Jodi Gieser is a master gardener who uses real evergreens in decorating, and not just for Christmas. She put together some Thanksgiving swags and a centerpiece for a recent lunchtime lecture at Botanica. As she told me, “Evergreen is with us 12 months out of the year.”
Evergreens are with us year-round because they never drop their leaves. Because of that, they continue to lose moisture through their foliage, even in the winter. And that’s why it’s important to keep evergreens watered throughout the year, including winter.
Jodi recommends cutting fronds of evergreen from full trees or shrubs from your own property or a friend’s with permission, or a sample from nice and full cedars in roadside hedgerows in the country.
It’s a special challenge to keep evergreens looking good indoors, because when used in garlands and centerpieces, they often are not in water. But Jodi plumps them up with moisture before leaving them to the ravages of central heat: She mashes the stems and puts them in a bucket of water overnight. Then she sprays the boughs with the anti-desiccant Wilt-Pruf, available at garden centers.
Jodi also uses ornamental grasses in arrangements, and that sounds particularly pretty for Thanksgiving.
“Any of the grasses work really well,” she said. “You can also take a bundle of them and tie them and use them kind of cornstalk-style.”
That gives Jodi the idea for a three-sisters-garden centerpiece that would be ideal for Thanksgiving. The Indians taught the pilgrims how to plant three-sisters-style: corn in the middle, then beans around the edges to climb the corn, then squash or pumpkins around the beans to act as a weed-smothering ground cover. Jodi envisions a shock of ornamental grasses in the middle of a Thanksgiving table surrounded by gourds or little squash and then some pinto or white beans — or whatever color bean matches the decor — sprinkled around the squash.
Unfortunately, not all ornamental grasses fared well in the hot summer, so you may have to hunt carefully for some good specimen.
Robin Dresma, a research assistant at the Olathe Horticulture Research and Extension Center, has reported on the ornamental grass trials there. Most of the grasses are in their fourth season and, planted in full sun, did not receive any supplemental water during the summer.
Grasses that did not do well:
• Several Miscanthus sinensis cultivars. The commonly used Gracillimus did not put out any flowers, and much of the foliage browned prematurely. Miscanthus sinensis Strictus, or Porcupine grass, was much shorter than usual this year, did not flower and was pretty unsightly overall. Miscanthus sinensis Little Zebra also seemed especially susceptible to heat stress.

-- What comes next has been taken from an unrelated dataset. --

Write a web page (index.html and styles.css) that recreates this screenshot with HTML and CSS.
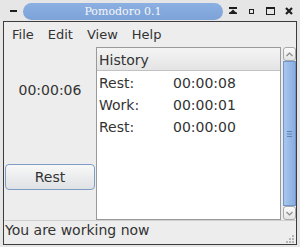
FILE: index.html
```html
<!DOCTYPE html>
<html lang="en">

<head>
    <meta charset="UTF-8">
    <title>Pomodoro 0.1</title>
    <link rel="stylesheet" href="styles.css">
</head>

<body>
    <div class="frame">
        <!-- Title bar -->
        <div class="titlebar">
            <span class="win-menu"></span>
            <div class="title">Pomodoro 0.1</div>
            <div class="controls">
                <svg class="ctl-shade" width="8" height="7" viewBox="0 0 8 7">
                    <rect x="0" y="0" width="8" height="2" fill="#1e1e1e"/>
                    <polygon points="4,2.5 7.5,6 0.5,6" fill="#1e1e1e"/>
                    <rect x="0" y="5.5" width="8" height="1.5" fill="#1e1e1e"/>
                </svg>
                <svg class="ctl-min" width="5" height="5" viewBox="0 0 5 5">
                    <rect x="0.5" y="0.5" width="4" height="4" fill="none" stroke="#1e1e1e"/>
                </svg>
                <svg class="ctl-max" width="9" height="8" viewBox="0 0 9 8">
                    <rect x="0.5" y="1" width="8" height="6.5" fill="none" stroke="#1e1e1e"/>
                    <rect x="0" y="0" width="9" height="2" fill="#1e1e1e"/>
                </svg>
                <svg class="ctl-close" width="8" height="8" viewBox="0 0 8 8">
                    <path d="M1 1 L7 7 M7 1 L1 7" stroke="#1e1e1e" stroke-width="2.2"/>
                </svg>
            </div>
        </div>

        <!-- Client area -->
        <div class="client">
            <div class="menubar">
                <span>File</span>
                <span>Edit</span>
                <span>View</span>
                <span>Help</span>
            </div>

            <div class="content">
                <div class="timer-panel">
                    <div class="timer">00:00:06</div>
                    <button class="rest-btn">Rest</button>
                </div>

                <div class="history">
                    <div class="list">
                        <div class="list-head">History</div>
                        <div class="list-body">
                            <div class="row"><span>Rest:</span><span>00:00:08</span></div>
                            <div class="row"><span>Work:</span><span>00:00:01</span></div>
                            <div class="row"><span>Rest:</span><span>00:00:00</span></div>
                        </div>
                    </div>
                    <div class="scrollbar">
                        <div class="sb-btn">
                            <svg width="7" height="5" viewBox="0 0 7 5">
                                <path d="M0.5 4 L3.5 1 L6.5 4" fill="none" stroke="#8a8a8a" stroke-width="1.2"/>
                            </svg>
                        </div>
                        <div class="sb-thumb">
                            <svg width="5" height="6" viewBox="0 0 5 6">
                                <rect x="0" y="0" width="5" height="1" fill="#5f84b8"/>
                                <rect x="0" y="2.5" width="5" height="1" fill="#5f84b8"/>
                                <rect x="0" y="5" width="5" height="1" fill="#5f84b8"/>
                            </svg>
                        </div>
                        <div class="sb-btn">
                            <svg width="7" height="5" viewBox="0 0 7 5">
                                <path d="M0.5 1 L3.5 4 L6.5 1" fill="none" stroke="#8a8a8a" stroke-width="1.2"/>
                            </svg>
                        </div>
                    </div>
                </div>
            </div>

            <div class="statusbar">
                <span>You are working now</span>
                <svg class="grip" width="9" height="8" viewBox="0 0 9 8">
                    <rect x="7" y="0" width="2" height="2" fill="#b5b5b5"/>
                    <rect x="4" y="3" width="2" height="2" fill="#b5b5b5"/>
                    <rect x="7" y="3" width="2" height="2" fill="#b5b5b5"/>
                    <rect x="1" y="6" width="2" height="2" fill="#b5b5b5"/>
                    <rect x="4" y="6" width="2" height="2" fill="#b5b5b5"/>
                    <rect x="7" y="6" width="2" height="2" fill="#b5b5b5"/>
                </svg>
            </div>
        </div>
    </div>
</body>

</html>
```

FILE: styles.css
```css
/* Window frame */
body {
    margin: 0;
    padding: 0;
    font-family: 'DejaVu Sans', sans-serif;
    color: #333;
}

.frame {
    width: 300px;
    height: 247px;
    background-color: #e6e6e6;
    display: flex;
    flex-direction: column;
}

/* Title bar */
.titlebar {
    height: 21px;
    display: flex;
    align-items: center;
}

.win-menu {
    width: 7px;
    height: 2px;
    margin-left: 10px;
    background-color: #1e1e1e;
}

.title {
    width: 200px;
    height: 17px;
    margin-left: 6px;
    margin-top: 1px;
    border-radius: 9px;
    background: linear-gradient(#8cb0e2, #7ca2d8);
    color: #f6f6f6;
    font-family: 'DejaVu Serif', serif;
    font-size: 11px;
    line-height: 17px;
    text-align: center;
}

.controls {
    display: flex;
    align-items: center;
}

.ctl-shade {
    margin-left: 6px;
}

.ctl-min {
    margin-left: 12px;
    margin-top: 1px;
}

.ctl-max {
    margin-left: 12px;
}

.ctl-close {
    margin-left: 10px;
}

/* Client area */
.client {
    flex: 1;
    margin: 0 3px 2px 3px;
    border: 1px solid #3c3c3c;
    background-color: #ededed;
    display: flex;
    flex-direction: column;
}

.menubar {
    height: 23px;
    display: flex;
    align-items: center;
    gap: 14px;
    padding-left: 8px;
    padding-top: 2px;
    box-sizing: border-box;
    font-size: 13px;
}

.content {
    flex: 1;
    display: flex;
}

/* Left panel */
.timer-panel {
    width: 92px;
    display: flex;
    flex-direction: column;
}

.timer {
    margin-top: 37px;
    font-size: 14px;
    line-height: 16px;
    text-align: center;
}

.rest-btn {
    margin: 66px 1px 0 1px;
    height: 26px;
    border: 1px solid #7f9cc6;
    border-radius: 4px;
    background: linear-gradient(#f8f8f8, #dfe1e4);
    font-family: 'DejaVu Sans', sans-serif;
    font-size: 14px;
    color: #333;
    padding: 0;
}

/* History list */
.history {
    flex: 1;
    display: flex;
    padding-top: 2px;
}

.list {
    flex: 1;
    border: 1px solid #9a9a9a;
    background-color: #fff;
    font-size: 14px;
}

.list-head {
    height: 23px;
    padding-top: 2px;
    padding-left: 2px;
    box-sizing: border-box;
    line-height: 21px;
    border-bottom: 1px solid #c2c2c2;
    background: linear-gradient(#f4f4f4, #e4e4e4);
}

.list-body {
    padding-top: 1px;
}

.row {
    display: grid;
    grid-template-columns: 74px 1fr;
    padding-left: 2px;
    line-height: 22px;
}

/* Scrollbar */
.scrollbar {
    width: 13px;
    margin-left: 2px;
    display: flex;
    flex-direction: column;
}

.sb-btn {
    height: 14px;
    border: 1px solid #a8a8a8;
    border-radius: 3px;
    background: linear-gradient(#fbfbfb, #e4e4e4);
    box-sizing: border-box;
    display: flex;
    align-items: center;
    justify-content: center;
}

.sb-thumb {
    flex: 1;
    border: 1px solid #6f95cb;
    background: linear-gradient(to right, #a9c7ee, #88ade0);
    display: flex;
    align-items: center;
    justify-content: center;
}

/* Status bar */
.statusbar {
    height: 24px;
    border-top: 1px solid #cfcfcf;
    box-sizing: border-box;
    display: flex;
    padding-left: 1px;
    font-size: 14px;
    line-height: 18px;
}

.grip {
    margin-left: auto;
    margin-right: 2px;
    align-self: flex-end;
    margin-bottom: 1px;
}
```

• The perennial fountain grasses were quick to turn brown. Some didn’t even bloom, including Pennisetum alopecuroides National Arboretum.
“This is usually a very vigorous grass that would be overcrowding the plot and covered in fuzzy seedheads. It will be interesting to see how it overwinters after such a disappointing year.”
Grasses that look good:
• Miscanthus sinensis Adagio and Yaku Jima.
• Most of the switchgrass cultivars (Panicum virgatum).
Robin goes on to add that there has been some reseeding of switchgrass cultivars — something to keep in mind when choosing ornamental grasses.
I can’t imagine winter without evergreens or the rustle and waving of ornamental grasses.
There are some seminars coming up where you can make fresh evergreen wreaths and containers for the porch.
Johnson’s Garden Center will have wreath-making seminars at 10 a.m. Nov. 26 and Dec. 3 and at 2:30 p.m. Nov. 27 and Dec. 4, at all locations. Cost of $15 includes ring and mixed greens. Johnson’s will offer holiday porch pot seminars at 2 p.m. Nov. 26 and Dec. 3 at all locations. The cost of $30 includes mixed greens, berries, pinecones and a pot. To register, call the location where you will attend: 6225 E. Shadybrook (21st and Woodlawn), 316-687-5451; 2707 W. 13th St., 316-942-1443; or 802 N. Ridge Road, 316-943-0494.
The how-to portion of the holiday-pots seminar also will be offered as a lunchtime lecture at Botanica on Nov. 30. The lecture, at 12:15 p.m., is included in Botanica admission. (This will not include the hands-on portion.)